BEIRUT: Thousands of people once again took to the streets across Lebanon on Tuesday as the dollar exchange rate hit a record high of more than 10,000 Lebanese pounds. Currency exchanges closed as protesters gathered and blocked roads in Beirut and many other parts of the country.
Demonstrators returned to Martyrs’ Square in the heart of the capital where they expressed their anger at the devastating effect the soaring exchange rate is having on daily life, chanting for another revolution and banging on metal sheets.
Roads there and in other Beirut neighborhoods were blocked with rocks, as protesters complained that the situation is intolerable and the state is collapsing while politicians do nothing. Their chants soon turned into insults directed at the ruling authority.
Protests also broke out on the outskirts of the southern suburbs of Beirut, where the Old Airport Road near the Great Prophet Hospital was blocked in both directions.
They reached Dora and Jounieh, and all the way to Tripoli on the northern coast. They spread south to Choueifat, Khalde, Jiyeh, Sidon and the Zahrani highway. The Qaaqaait Al-Jisr road in Nabatieh was also blocked.
There were also demonstrations in the city of Tyre and in Marjayoun, and protesters in Souk El-Khan in Hasbaya district blocked the road linking the Bekaa Valley to the south.
The protests spread east to Bhamdoun in Mount Lebanon, Taalabaya, Chtoura in the Bekaa Valley, and Baalbek, where the Rayak to Baalbek road was blocked. Tires were burned in some places.
The protesters called for a revival of the Oct. 17, 2019 revolution, when people from all regions took to the streets in protests sparked by government plans to impose a tax on the use of messaging service WhatsApp.

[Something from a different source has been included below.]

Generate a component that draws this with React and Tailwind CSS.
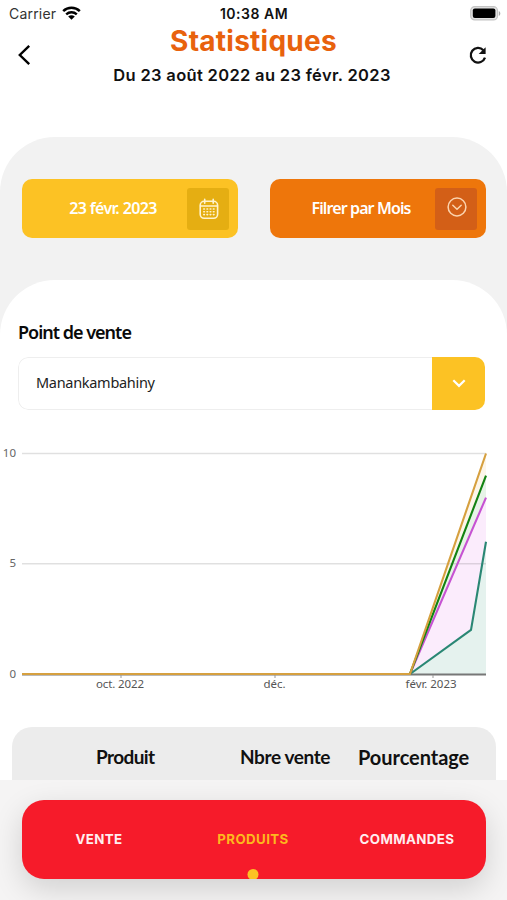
import React, { useState } from 'react';

const TABS = [
  { id: 'vente', label: 'VENTE' },
  { id: 'produits', label: 'PRODUITS' },
  { id: 'commandes', label: 'COMMANDES' },
];

// x position inside the chart (0 - 464) and number of sales
const SERIES = [
  { color: '#d6a03f', fill: '#fdf6ea', points: [[0, 0], [388, 0], [464, 10]] },
  { color: '#128312', fill: '#e7f3e7', points: [[0, 0], [388, 0], [464, 9]] },
  { color: '#c653d2', fill: '#fbecfc', points: [[0, 0], [388, 0], [464, 8]] },
  { color: '#2a8774', fill: '#e5f2ee', points: [[0, 0], [388, 0], [449, 2], [464, 6]] },
];

const toY = (v) => 234 - v * 22.05;
const toPoints = (points) => points.map(([x, v]) => `${x + 22},${toY(v)}`).join(' ');

function StatusBar() {
  return (
    <div className="flex h-7 items-center pl-[9px] pr-[8px] font-['Inter'] text-[14px] leading-none text-[#333]">
      <div className="flex flex-1 items-center gap-[6px]">
        <span className="tracking-[0.2px]">Carrier</span>
        <svg width="19" height="14" viewBox="0 0 19 14" fill="none" className="-mt-[2px]">
          <path d="M1.2 5.2C5.8.7 13.2.7 17.8 5.2" stroke="#000" strokeWidth="2.5" />
          <path d="M4.2 8.3c3-2.8 7.6-2.8 10.6 0" stroke="#000" strokeWidth="2.4" />
          <path d="M9.5 13.8 6.2 10.5c1.8-1.7 4.8-1.7 6.6 0z" fill="#000" />
        </svg>
      </div>
      <span className="text-[14px] font-semibold tracking-[0.5px] text-[#111]">10:38 AM</span>
      <div className="flex flex-1 justify-end">
        <svg width="31" height="15" viewBox="0 0 31 15" className="-mr-[2px] -mt-[2px]">
          <rect x="0.7" y="0.7" width="26.8" height="13.2" rx="4" fill="#e4e4e4" stroke="#c4c4c4" strokeWidth="1.2" />
          <rect x="2.8" y="2.6" width="22.6" height="9.4" rx="2" fill="#000" />
          <path d="M28.8 5v5c2-.8 2-4.2 0-5z" fill="#aaa" />
        </svg>
      </div>
    </div>
  );
}

function Header() {
  return (
    <header className="flex h-[109px] justify-between pl-[17px] pr-[19px] font-['Inter']">
      <button className="mt-[16px] h-[22px] w-[22px]">
        <svg width="14" height="22" viewBox="0 0 14 22" fill="none" stroke="#000" strokeWidth="2.4">
          <path d="M12.2 1.8 2.8 11l9.4 9.2" />
        </svg>
      </button>
      <div className="flex flex-col items-center whitespace-nowrap">
        <h1 className="text-[28px] font-bold leading-[27px] tracking-[0.25px] text-[#e8620d]">Statistiques</h1>
        <p className="mt-[8px] pr-[3px] text-[16.5px] font-semibold leading-6 tracking-[0.33px] text-[#111]">
          Du 23 août 2022 au 23 févr. 2023
        </p>
      </div>
      <button className="mt-[18px] h-[20px] w-[20px]">
        <svg width="20" height="20" viewBox="0 0 20 20" fill="none">
          <path d="M15.4 4.2A7.3 7.3 0 1 0 17 11.6" stroke="#111" strokeWidth="2.3" />
          <path d="M17.6 1.3V8h-6.9z" fill="#111" />
        </svg>
      </button>
    </header>
  );
}

function CalendarIcon() {
  return (
    <svg width="20" height="22" viewBox="0 0 20 22" fill="none" stroke="#fff3cf" strokeWidth="1.6" strokeLinecap="round">
      <rect x="1.2" y="3.3" width="17.4" height="17" rx="4" />
      <path d="M1.6 8h16.8M5.7 1.2v4M14.2 1.2v4" />
      {[11, 13.8, 16.6].map((y) => (
        <path key={y} d={`M4.8 ${y}h.6M8 ${y}h.6M11.2 ${y}h.6M14.4 ${y}h.6`} />
      ))}
    </svg>
  );
}

function CircleDownIcon() {
  return (
    <svg width="20" height="20" viewBox="0 0 20 20" fill="none" stroke="#fbd3ae" strokeWidth="1.5" strokeLinecap="round" strokeLinejoin="round">
      <circle cx="10" cy="10" r="8.9" />
      <path d="m5.8 8.2 4.2 4.1 4.2-4.1" />
    </svg>
  );
}

function Filters() {
  return (
    <div className="flex h-[143px] items-start justify-between pl-[22px] pr-[21px] pt-[42px] font-['Noto_Sans'] text-[16px] font-semibold text-white">
      <button className="flex h-[59px] w-[216px] items-center rounded-[10px] bg-[#fcc224] pr-[9px]">
        <span className="flex-1 pb-[2px] pl-[17px] text-center tracking-[-0.63px]">23 févr. 2023</span>
        <span className="flex size-[42px] items-center justify-center rounded-[3px] bg-[#e5ae12] pl-[2px]">
          <CalendarIcon />
        </span>
      </button>
      <button className="flex h-[59px] w-[216px] items-center rounded-[10px] bg-[#ee760b] pr-[9px]">
        <span className="flex-1 pb-[2px] pl-[17px] text-center tracking-[-0.88px]">Filrer par Mois</span>
        <span className="flex size-[42px] items-center justify-center rounded-[3px] bg-[#d35f17] pb-[3px] pl-[2px]">
          <CircleDownIcon />
        </span>
      </button>
    </div>
  );
}

function PointOfSale() {
  return (
    <div className="pl-[18px] pr-[22px] pt-[39px] font-['Noto_Sans']">
      <label className="block h-[37px] text-[18px] font-semibold leading-[26px] tracking-[-1px] text-[#0a0a0a]">Point de vente</label>
      <div className="mt-[1px] flex h-[53px] overflow-hidden rounded-[10px]">
        <div className="flex flex-1 items-center rounded-l-[10px] border border-r-0 border-[#eeeeee] pb-[2px] pl-[17px] text-[14.5px] text-[#222]">
          <span className="tracking-[-0.3px]">Manankambahiny</span>
        </div>
        <button className="flex w-[53px] items-center justify-center bg-[#fcc224]">
          <svg width="14" height="9" viewBox="0 0 14 9" fill="none" stroke="#fff" strokeWidth="2.2">
            <path d="m1.3 1.3 5.7 5.6 5.7-5.6" />
          </svg>
        </button>
      </div>
    </div>
  );
}

function SalesChart() {
  return (
    <svg width="507" height="260" viewBox="0 0 507 260" className="mt-[30px] block font-['Noto_Sans']">
      {SERIES.map((s) => (
        <polygon key={s.color} points={`${toPoints(s.points)} 486,234`} fill={s.fill} />
      ))}
      {[5, 10].map((v) => (
        <path key={v} d={`M22 ${toY(v)}H486`} stroke="#000" strokeOpacity="0.12" strokeWidth="1.4" />
      ))}
      <path d="M22 234.5H486" stroke="#777" strokeWidth="1.8" />
      <path d="M121 235v3M275 235v3M433 235v3" stroke="#999" />
      {[...SERIES].reverse().map((s) => (
        <polyline key={s.color} points={toPoints(s.points)} fill="none" stroke={s.color} strokeWidth="2.1" />
      ))}
      <g fill="#666" fontSize="11.5" textAnchor="end">
        <text x="16" y="16.5">10</text>
        <text x="16" y="127">5</text>
        <text x="16" y="238">0</text>
      </g>
      <g fill="#555" fontSize="11.5" textAnchor="middle">
        <text x="120" y="248" textLength="48">oct. 2022</text>
        <text x="274.5" y="248" textLength="22">déc.</text>
        <text x="431" y="248" textLength="51">févr. 2023</text>
      </g>
    </svg>
  );
}

function ProductTable() {
  return (
    <div className="ml-[12px] mr-[11px] mt-[27px] flex h-[53px] rounded-t-[20px] bg-[#ececec] pl-[84px] pt-[17px] font-['Lato'] text-[19px] font-bold leading-[26px] text-[#111]">
      <span className="w-[144px] tracking-[-0.6px]">Produit</span>
      <span className="w-[118px] tracking-[-0.4px]">Nbre vente</span>
      <span className="text-[20px] tracking-[-0.05px]">Pourcentage</span>
    </div>
  );
}

function BottomTabs() {
  const [active, setActive] = useState('produits');

  return (
    <div className="h-[120px] overflow-hidden bg-[#f5f4f4] pl-[22px] pr-[21px] pt-[20px]">
      <nav className="grid h-[79px] grid-cols-3 overflow-hidden rounded-[22px] bg-[#f61b2a] pr-[2px] shadow-[0_10px_30px_rgba(0,0,0,0.15)]">
        {TABS.map((tab) => (
          <button
            key={tab.id}
            onClick={() => setActive(tab.id)}
            className={`relative pt-px font-['Inter'] text-[13.3px] font-bold tracking-[0.4px] ${
              active === tab.id ? 'text-[#fdb81e]' : 'text-[#ffeef0]'
            }`}
          >
            {tab.label}
            {active === tab.id && (
              <span className="absolute -bottom-px left-1/2 size-[11px] -translate-x-1/2 rounded-full bg-[#fcc224]" />
            )}
          </button>
        ))}
      </nav>
    </div>
  );
}

export default function App() {
  return (
    <div className="h-[900px] w-[507px] overflow-hidden bg-white">
      <StatusBar />
      <Header />
      <main className="rounded-t-[55px] bg-[#f2f2f2]">
        <Filters />
        <section className="h-[500px] rounded-t-[55px] bg-white">
          <PointOfSale />
          <SalesChart />
          <ProductTable />
        </section>
      </main>
      <BottomTabs />
    </div>
  );
}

Footage of Tuesday’s demonstrations was broadcast live. It showed protesters calling on people who had remained in their homes to join them on the streets, telling them: “We will starve, so what are you waiting for?”
As the Lebanese Armed Forces worked to reopen blocked roads, there were confronted by protesters who chanted: “We are protesting for you, too.”
One of the protesters said: “We can no longer put bread on the table.”
The latest rise in the dollar exchange rate has decreased the minimum monthly wage in Lebanon to about $67.
The scarcity of usable reserves at the Banque du Liban, the Lebanese central bank, has forced it to strictly ration the supply of dollars, for example by suspending the financing of some food subsidies and the payment of bills for some types of medical supplies.
The Banque du Liban also has a complex procedure for securing financing in dollars for imports, which has prompted importers to turn to the parallel market, increasing the already high demand for dollars.
A number of politicians have warned of escalating chaos if the stalemate in efforts to form a new government is not broken, and if the reforms required by the international community to unlock financial aid for Lebanon are not implemented.
The Free Patriotic Movement (FPM) refuses to form a government without a blocking third in favor of the president under the slogan of “restoring the rights of Christians and the powers of the president of the Republic.”
Meanwhile, Prime Minister-designate Saad Hariri insists on a government of 18 ministers and no blocking third.
Parliament Speaker Nabih Berri and the leader of the Progressive Socialist Party, Walid Jumblatt, agree with this. Hezbollah has not objected to this form of government but has requested an understanding be reached with its ally, the FPM.